> **WHAT TO DO**:
Copy out the listing that follows, exactly, without its pictures.

> **SOURCE EXCERPT**:

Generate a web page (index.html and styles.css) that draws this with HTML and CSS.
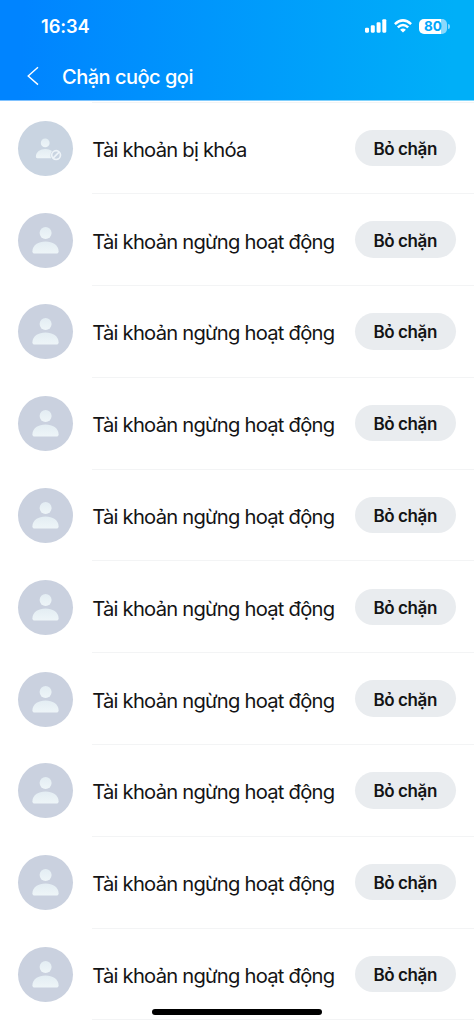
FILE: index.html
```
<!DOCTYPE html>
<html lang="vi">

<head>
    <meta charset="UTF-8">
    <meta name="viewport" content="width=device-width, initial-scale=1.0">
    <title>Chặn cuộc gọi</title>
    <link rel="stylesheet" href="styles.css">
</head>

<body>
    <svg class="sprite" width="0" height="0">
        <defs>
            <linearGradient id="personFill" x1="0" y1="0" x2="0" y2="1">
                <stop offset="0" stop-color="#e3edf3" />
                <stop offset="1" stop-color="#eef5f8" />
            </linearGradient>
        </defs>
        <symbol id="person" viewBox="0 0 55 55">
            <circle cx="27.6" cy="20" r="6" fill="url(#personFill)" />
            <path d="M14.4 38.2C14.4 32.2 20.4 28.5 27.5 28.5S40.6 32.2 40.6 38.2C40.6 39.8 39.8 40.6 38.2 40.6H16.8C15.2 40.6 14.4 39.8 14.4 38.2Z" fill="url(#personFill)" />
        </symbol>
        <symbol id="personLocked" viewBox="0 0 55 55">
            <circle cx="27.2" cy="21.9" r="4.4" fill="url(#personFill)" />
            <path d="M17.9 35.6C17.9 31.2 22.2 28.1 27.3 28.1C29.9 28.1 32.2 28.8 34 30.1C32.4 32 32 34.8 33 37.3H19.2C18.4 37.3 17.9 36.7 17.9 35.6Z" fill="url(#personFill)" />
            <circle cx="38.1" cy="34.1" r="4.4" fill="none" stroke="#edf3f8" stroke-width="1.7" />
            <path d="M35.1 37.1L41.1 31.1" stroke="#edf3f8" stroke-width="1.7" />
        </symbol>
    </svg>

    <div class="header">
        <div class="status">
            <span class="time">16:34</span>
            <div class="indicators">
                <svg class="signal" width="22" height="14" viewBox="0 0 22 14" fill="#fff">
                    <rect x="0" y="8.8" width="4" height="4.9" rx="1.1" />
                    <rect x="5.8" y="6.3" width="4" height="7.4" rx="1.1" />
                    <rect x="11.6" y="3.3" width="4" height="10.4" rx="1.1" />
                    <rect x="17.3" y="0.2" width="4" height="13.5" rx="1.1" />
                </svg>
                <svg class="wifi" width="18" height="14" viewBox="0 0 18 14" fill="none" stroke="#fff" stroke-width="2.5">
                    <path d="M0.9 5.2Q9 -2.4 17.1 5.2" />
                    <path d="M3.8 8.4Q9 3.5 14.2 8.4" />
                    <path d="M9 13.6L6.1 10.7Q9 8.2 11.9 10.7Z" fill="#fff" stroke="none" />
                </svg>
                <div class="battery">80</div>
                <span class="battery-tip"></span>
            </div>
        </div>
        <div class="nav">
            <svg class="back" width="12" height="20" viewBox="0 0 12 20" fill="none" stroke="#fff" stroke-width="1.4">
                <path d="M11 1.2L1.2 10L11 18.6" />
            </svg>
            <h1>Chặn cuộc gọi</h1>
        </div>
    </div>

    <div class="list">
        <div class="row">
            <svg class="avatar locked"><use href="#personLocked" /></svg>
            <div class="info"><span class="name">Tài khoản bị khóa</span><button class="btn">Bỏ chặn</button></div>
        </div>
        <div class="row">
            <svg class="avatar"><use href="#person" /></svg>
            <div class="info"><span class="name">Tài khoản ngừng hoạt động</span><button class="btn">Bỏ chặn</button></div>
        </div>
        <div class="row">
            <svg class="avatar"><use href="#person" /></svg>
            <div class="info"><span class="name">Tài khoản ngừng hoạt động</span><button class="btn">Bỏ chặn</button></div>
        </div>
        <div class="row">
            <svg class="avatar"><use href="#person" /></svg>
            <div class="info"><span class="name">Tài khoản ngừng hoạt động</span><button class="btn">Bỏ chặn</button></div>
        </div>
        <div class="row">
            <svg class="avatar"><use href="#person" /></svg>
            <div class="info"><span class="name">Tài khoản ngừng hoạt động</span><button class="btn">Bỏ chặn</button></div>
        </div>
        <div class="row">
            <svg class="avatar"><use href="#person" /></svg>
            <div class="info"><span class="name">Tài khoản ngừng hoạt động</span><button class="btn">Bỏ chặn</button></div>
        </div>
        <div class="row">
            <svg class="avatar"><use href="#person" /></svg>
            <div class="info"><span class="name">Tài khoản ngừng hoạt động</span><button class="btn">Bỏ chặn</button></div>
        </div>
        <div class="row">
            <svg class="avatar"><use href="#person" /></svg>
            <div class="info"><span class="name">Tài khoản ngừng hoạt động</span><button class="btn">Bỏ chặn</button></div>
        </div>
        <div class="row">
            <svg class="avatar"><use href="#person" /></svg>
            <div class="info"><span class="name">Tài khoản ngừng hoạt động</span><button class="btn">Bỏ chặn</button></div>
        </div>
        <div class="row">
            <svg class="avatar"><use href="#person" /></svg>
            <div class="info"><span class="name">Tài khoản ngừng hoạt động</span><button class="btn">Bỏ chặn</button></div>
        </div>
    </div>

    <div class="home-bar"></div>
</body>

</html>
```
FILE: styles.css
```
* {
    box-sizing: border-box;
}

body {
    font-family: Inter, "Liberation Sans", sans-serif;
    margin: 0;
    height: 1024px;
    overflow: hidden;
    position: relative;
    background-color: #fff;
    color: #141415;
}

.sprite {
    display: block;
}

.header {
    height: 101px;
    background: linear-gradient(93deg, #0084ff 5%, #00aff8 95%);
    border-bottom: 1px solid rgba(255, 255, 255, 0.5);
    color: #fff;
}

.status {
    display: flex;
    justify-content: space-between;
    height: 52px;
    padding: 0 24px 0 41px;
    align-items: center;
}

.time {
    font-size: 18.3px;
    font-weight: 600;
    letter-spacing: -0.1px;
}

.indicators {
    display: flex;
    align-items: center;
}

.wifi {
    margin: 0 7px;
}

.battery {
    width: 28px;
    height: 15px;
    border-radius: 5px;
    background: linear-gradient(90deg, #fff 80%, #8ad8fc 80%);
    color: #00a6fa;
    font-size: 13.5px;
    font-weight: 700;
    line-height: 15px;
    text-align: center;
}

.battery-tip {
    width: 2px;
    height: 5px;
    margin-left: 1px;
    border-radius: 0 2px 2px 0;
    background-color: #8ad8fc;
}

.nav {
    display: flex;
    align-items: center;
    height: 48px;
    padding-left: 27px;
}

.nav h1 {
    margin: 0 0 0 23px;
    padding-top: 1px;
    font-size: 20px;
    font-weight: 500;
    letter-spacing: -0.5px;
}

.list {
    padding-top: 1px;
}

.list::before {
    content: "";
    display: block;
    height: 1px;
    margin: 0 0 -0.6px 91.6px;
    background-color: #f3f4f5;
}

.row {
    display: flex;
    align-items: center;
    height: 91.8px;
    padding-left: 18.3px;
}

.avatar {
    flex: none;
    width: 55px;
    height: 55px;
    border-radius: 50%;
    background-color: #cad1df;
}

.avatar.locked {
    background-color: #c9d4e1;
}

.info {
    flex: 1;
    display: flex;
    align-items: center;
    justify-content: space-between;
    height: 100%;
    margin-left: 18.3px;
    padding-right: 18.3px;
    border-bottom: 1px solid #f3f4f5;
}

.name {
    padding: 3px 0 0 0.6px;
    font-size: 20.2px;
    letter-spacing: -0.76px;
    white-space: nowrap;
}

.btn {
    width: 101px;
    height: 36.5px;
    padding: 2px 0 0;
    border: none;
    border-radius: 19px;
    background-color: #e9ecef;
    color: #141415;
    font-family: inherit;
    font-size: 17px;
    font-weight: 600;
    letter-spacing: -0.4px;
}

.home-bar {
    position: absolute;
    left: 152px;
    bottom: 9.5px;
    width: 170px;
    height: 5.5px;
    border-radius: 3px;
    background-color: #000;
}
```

> **RESULT OF THIS EXERCISE**:
Generate a web page (index.html and styles.css) that draws this with HTML and CSS.
FILE: index.html
```
<!DOCTYPE html>
<html lang="vi">

<head>
    <meta charset="UTF-8">
    <meta name="viewport" content="width=device-width, initial-scale=1.0">
    <title>Chặn cuộc gọi</title>
    <link rel="stylesheet" href="styles.css">
</head>

<body>
    <svg class="sprite" width="0" height="0">
        <defs>
            <linearGradient id="personFill" x1="0" y1="0" x2="0" y2="1">
                <stop offset="0" stop-color="#e3edf3" />
                <stop offset="1" stop-color="#eef5f8" />
            </linearGradient>
        </defs>
        <symbol id="person" viewBox="0 0 55 55">
            <circle cx="27.6" cy="20" r="6" fill="url(#personFill)" />
            <path d="M14.4 38.2C14.4 32.2 20.4 28.5 27.5 28.5S40.6 32.2 40.6 38.2C40.6 39.8 39.8 40.6 38.2 40.6H16.8C15.2 40.6 14.4 39.8 14.4 38.2Z" fill="url(#personFill)" />
        </symbol>
        <symbol id="personLocked" viewBox="0 0 55 55">
            <circle cx="27.2" cy="21.9" r="4.4" fill="url(#personFill)" />
            <path d="M17.9 35.6C17.9 31.2 22.2 28.1 27.3 28.1C29.9 28.1 32.2 28.8 34 30.1C32.4 32 32 34.8 33 37.3H19.2C18.4 37.3 17.9 36.7 17.9 35.6Z" fill="url(#personFill)" />
            <circle cx="38.1" cy="34.1" r="4.4" fill="none" stroke="#edf3f8" stroke-width="1.7" />
            <path d="M35.1 37.1L41.1 31.1" stroke="#edf3f8" stroke-width="1.7" />
        </symbol>
    </svg>

    <div class="header">
        <div class="status">
            <span class="time">16:34</span>
            <div class="indicators">
                <svg class="signal" width="22" height="14" viewBox="0 0 22 14" fill="#fff">
                    <rect x="0" y="8.8" width="4" height="4.9" rx="1.1" />
                    <rect x="5.8" y="6.3" width="4" height="7.4" rx="1.1" />
                    <rect x="11.6" y="3.3" width="4" height="10.4" rx="1.1" />
                    <rect x="17.3" y="0.2" width="4" height="13.5" rx="1.1" />
                </svg>
                <svg class="wifi" width="18" height="14" viewBox="0 0 18 14" fill="none" stroke="#fff" stroke-width="2.5">
                    <path d="M0.9 5.2Q9 -2.4 17.1 5.2" />
                    <path d="M3.8 8.4Q9 3.5 14.2 8.4" />
                    <path d="M9 13.6L6.1 10.7Q9 8.2 11.9 10.7Z" fill="#fff" stroke="none" />
                </svg>
                <div class="battery">80</div>
                <span class="battery-tip"></span>
            </div>
        </div>
        <div class="nav">
            <svg class="back" width="12" height="20" viewBox="0 0 12 20" fill="none" stroke="#fff" stroke-width="1.4">
                <path d="M11 1.2L1.2 10L11 18.6" />
            </svg>
            <h1>Chặn cuộc gọi</h1>
        </div>
    </div>

    <div class="list">
        <div class="row">
            <svg class="avatar locked"><use href="#personLocked" /></svg>
            <div class="info"><span class="name">Tài khoản bị khóa</span><button class="btn">Bỏ chặn</button></div>
        </div>
        <div class="row">
            <svg class="avatar"><use href="#person" /></svg>
            <div class="info"><span class="name">Tài khoản ngừng hoạt động</span><button class="btn">Bỏ chặn</button></div>
        </div>
        <div class="row">
            <svg class="avatar"><use href="#person" /></svg>
            <div class="info"><span class="name">Tài khoản ngừng hoạt động</span><button class="btn">Bỏ chặn</button></div>
        </div>
        <div class="row">
            <svg class="avatar"><use href="#person" /></svg>
            <div class="info"><span class="name">Tài khoản ngừng hoạt động</span><button class="btn">Bỏ chặn</button></div>
        </div>
        <div class="row">
            <svg class="avatar"><use href="#person" /></svg>
            <div class="info"><span class="name">Tài khoản ngừng hoạt động</span><button class="btn">Bỏ chặn</button></div>
        </div>
        <div class="row">
            <svg class="avatar"><use href="#person" /></svg>
            <div class="info"><span class="name">Tài khoản ngừng hoạt động</span><button class="btn">Bỏ chặn</button></div>
        </div>
        <div class="row">
            <svg class="avatar"><use href="#person" /></svg>
            <div class="info"><span class="name">Tài khoản ngừng hoạt động</span><button class="btn">Bỏ chặn</button></div>
        </div>
        <div class="row">
            <svg class="avatar"><use href="#person" /></svg>
            <div class="info"><span class="name">Tài khoản ngừng hoạt động</span><button class="btn">Bỏ chặn</button></div>
        </div>
        <div class="row">
            <svg class="avatar"><use href="#person" /></svg>
            <div class="info"><span class="name">Tài khoản ngừng hoạt động</span><button class="btn">Bỏ chặn</button></div>
        </div>
        <div class="row">
            <svg class="avatar"><use href="#person" /></svg>
            <div class="info"><span class="name">Tài khoản ngừng hoạt động</span><button class="btn">Bỏ chặn</button></div>
        </div>
    </div>

    <div class="home-bar"></div>
</body>

</html>
```
FILE: styles.css
```
* {
    box-sizing: border-box;
}

body {
    font-family: Inter, "Liberation Sans", sans-serif;
    margin: 0;
    height: 1024px;
    overflow: hidden;
    position: relative;
    background-color: #fff;
    color: #141415;
}

.sprite {
    display: block;
}

.header {
    height: 101px;
    background: linear-gradient(93deg, #0084ff 5%, #00aff8 95%);
    border-bottom: 1px solid rgba(255, 255, 255, 0.5);
    color: #fff;
}

.status {
    display: flex;
    justify-content: space-between;
    height: 52px;
    padding: 0 24px 0 41px;
    align-items: center;
}

.time {
    font-size: 18.3px;
    font-weight: 600;
    letter-spacing: -0.1px;
}

.indicators {
    display: flex;
    align-items: center;
}

.wifi {
    margin: 0 7px;
}

.battery {
    width: 28px;
    height: 15px;
    border-radius: 5px;
    background: linear-gradient(90deg, #fff 80%, #8ad8fc 80%);
    color: #00a6fa;
    font-size: 13.5px;
    font-weight: 700;
    line-height: 15px;
    text-align: center;
}

.battery-tip {
    width: 2px;
    height: 5px;
    margin-left: 1px;
    border-radius: 0 2px 2px 0;
    background-color: #8ad8fc;
}

.nav {
    display: flex;
    align-items: center;
    height: 48px;
    padding-left: 27px;
}

.nav h1 {
    margin: 0 0 0 23px;
    padding-top: 1px;
    font-size: 20px;
    font-weight: 500;
    letter-spacing: -0.5px;
}

.list {
    padding-top: 1px;
}

.list::before {
    content: "";
    display: block;
    height: 1px;
    margin: 0 0 -0.6px 91.6px;
    background-color: #f3f4f5;
}

.row {
    display: flex;
    align-items: center;
    height: 91.8px;
    padding-left: 18.3px;
}

.avatar {
    flex: none;
    width: 55px;
    height: 55px;
    border-radius: 50%;
    background-color: #cad1df;
}

.avatar.locked {
    background-color: #c9d4e1;
}

.info {
    flex: 1;
    display: flex;
    align-items: center;
    justify-content: space-between;
    height: 100%;
    margin-left: 18.3px;
    padding-right: 18.3px;
    border-bottom: 1px solid #f3f4f5;
}

.name {
    padding: 3px 0 0 0.6px;
    font-size: 20.2px;
    letter-spacing: -0.76px;
    white-space: nowrap;
}

.btn {
    width: 101px;
    height: 36.5px;
    padding: 2px 0 0;
    border: none;
    border-radius: 19px;
    background-color: #e9ecef;
    color: #141415;
    font-family: inherit;
    font-size: 17px;
    font-weight: 600;
    letter-spacing: -0.4px;
}

.home-bar {
    position: absolute;
    left: 152px;
    bottom: 9.5px;
    width: 170px;
    height: 5.5px;
    border-radius: 3px;
    background-color: #000;
}
```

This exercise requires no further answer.